Friday, 6 November 2009

MR. GAUNT AND OTHER UNEASY ENCOUNTERS by John Langan

This is John Langan's first short story collection (by now he also has a debut novel out). It contains 4 short stories of varying lengths and one previously unpublished novella.

Langan has an excellent prose style and a great grasp of atmosphere and character. However, he often stumbles when it comes to introducing the element of the horrific into his stories. The most effective story here, 'On Skua Island' nods to Henry James' 'The Turn Of The Screw' in its structure, and for the most part Langan's tale, strong on atmosphere, pacing and character, is worthy of its model. The horrific element is presented in a manner reminiscent of that other James, Montague Rhodes, with a wealth of archaeological detail. It's the actual eruption of the numinous into the story that broke with all this subtlety and restraint. Stepping swiftly into Robert E. Howard mode (an association that was immediately suggested to me while reading this story and confirmed in the author's Story Notes), the end of the story plays itself out in a rush of mad action, an uncomfortable shift of gears that still holds up because of the strong narrative voice and sense of place.

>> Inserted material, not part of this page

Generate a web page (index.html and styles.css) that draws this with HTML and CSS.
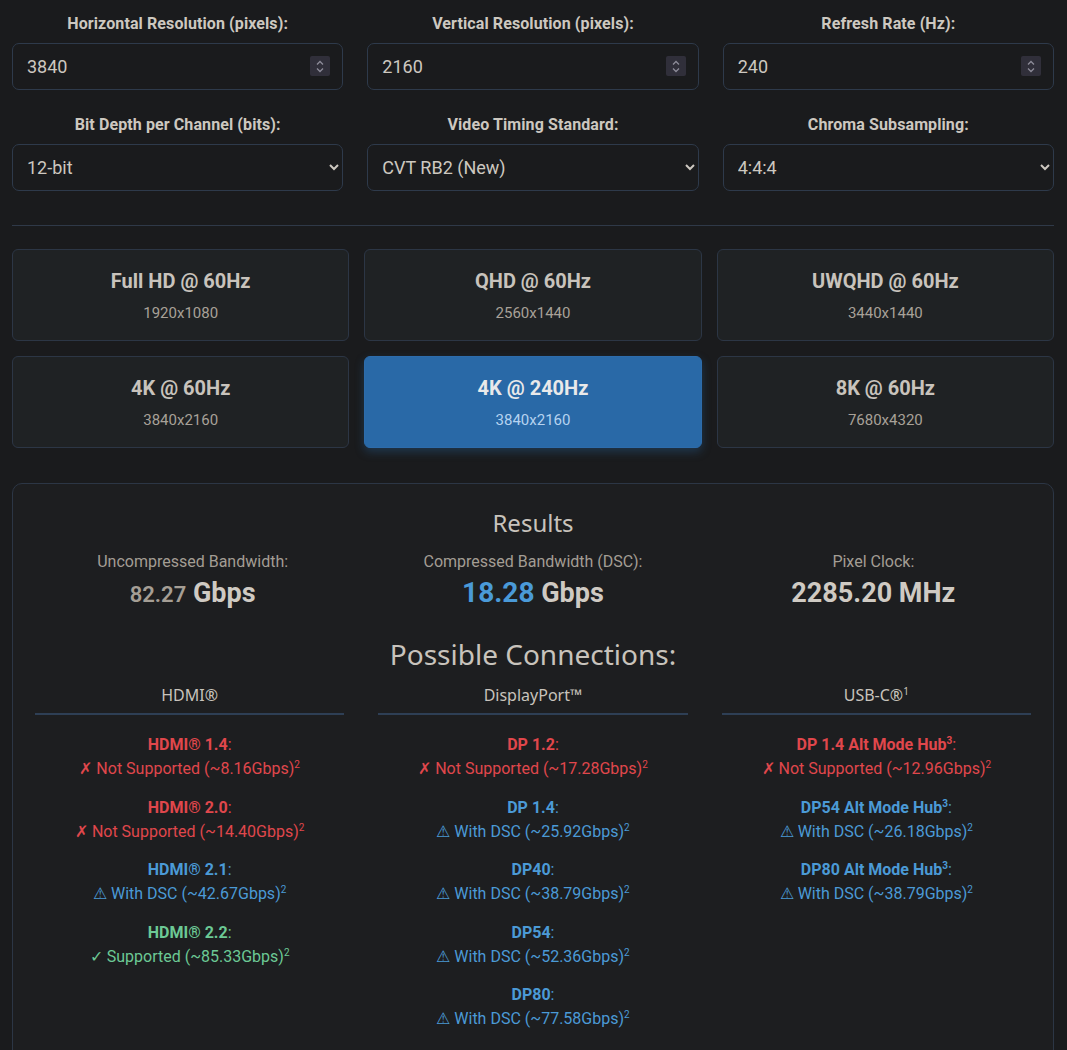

The next story, 'Mr. Gaunt', manages that shift a lot less smoothly. Henry James is alluded to more explicitly as the point of view character's dead father, a James scholar, narrates a message from beyond the grave, via a tape recording made shortly before his demise. Again, tone of voice, characterisation and atmosphere are rich and satisfying. Mr. Gaunt was the dead father's brother's butler - a very creepy man who apparently did something very terrible. The dead man has framed this family secret in a sort of fable that he used to tell his son as a cautionary tale. Fragments of this tale are told to us through the story, helping to build a wonderful sense of suspense. This time though, I felt incredulous when all this subtly sustained suspense culminates in a scene from a pulp horror tale, almost laughable in its hokey trappings. The author avers that the real climax of the story is a little further along,and there is a scene of subtle, effective unease a page or two later, but the damage has been done. Langan has failed to learn one of the most important lessons a horror writer can learn from the ghostly tales of both Jameses: a little suggestion and a lot of atmosphere can go a longer way than explicit descriptions, especially since your phobia might be someone else's laughable cliche.

The collection goes further downhill with the next tale, the execrable 'Tutorial', which attempts to parlay a fledgling horror writer's frustration at having his choice of genre mocked and his stylistic choices greeted with an injunction to study Strunk & White. It's nothing more than a temper tantrum at not being loved by everyone, and the typical rapid descent from intriguing suggestion to disappointing explicitness doesn't help this tale any.

By now, I was predisposed to dislike 'Episode Seven', a cliched post-apocalyptic chase sequence with its only notable feature seeming to be an interesting if ultimately pointless formal experiment. However, this story did redeem itself by eventually finding the ultimate source of it's horror not in the ravening, wolflike pack that has somehow taken over the world, or the large purple flowers that are sprouting everywhere (I told you Langan had a fatal fondness for hokey plot elements) but in the focus character's companion, who seems to be becoming something other than human in order to survive. What exactly he is becoming, and whether it is something real, symbolic or just imagined by his traumatised companion is never made clear. I think that ambiguity is why this tale succeeds in the end.

The concluding novella, 'Laocoon, or the singularity' is a somewhat brilliant character study of a man who has failed to fulfill his artistic potential and is watching his family and his life spin out of his control. It is overlaid with a bizarre element that serves to focus and bring out his disintegration, but the end is rather predictable. Langan's incorporation of modern pop cultural elements like comic books and science fiction stories in the last couple of stories make an interesting contrast to the antiquarian tendencies of the first two, but I am not particularly impressed by the manner in which they are handled. They seem to reduce the tales to the sort of referential characterisation you get in web comics or tv shows targeted at hipsters.

In conclusion, a collection that shows more promise than brilliance. The quality of Langan's literary style and his grasp of character and atmosphere make me expect more from him than these tawdry horror-theme-park trappings.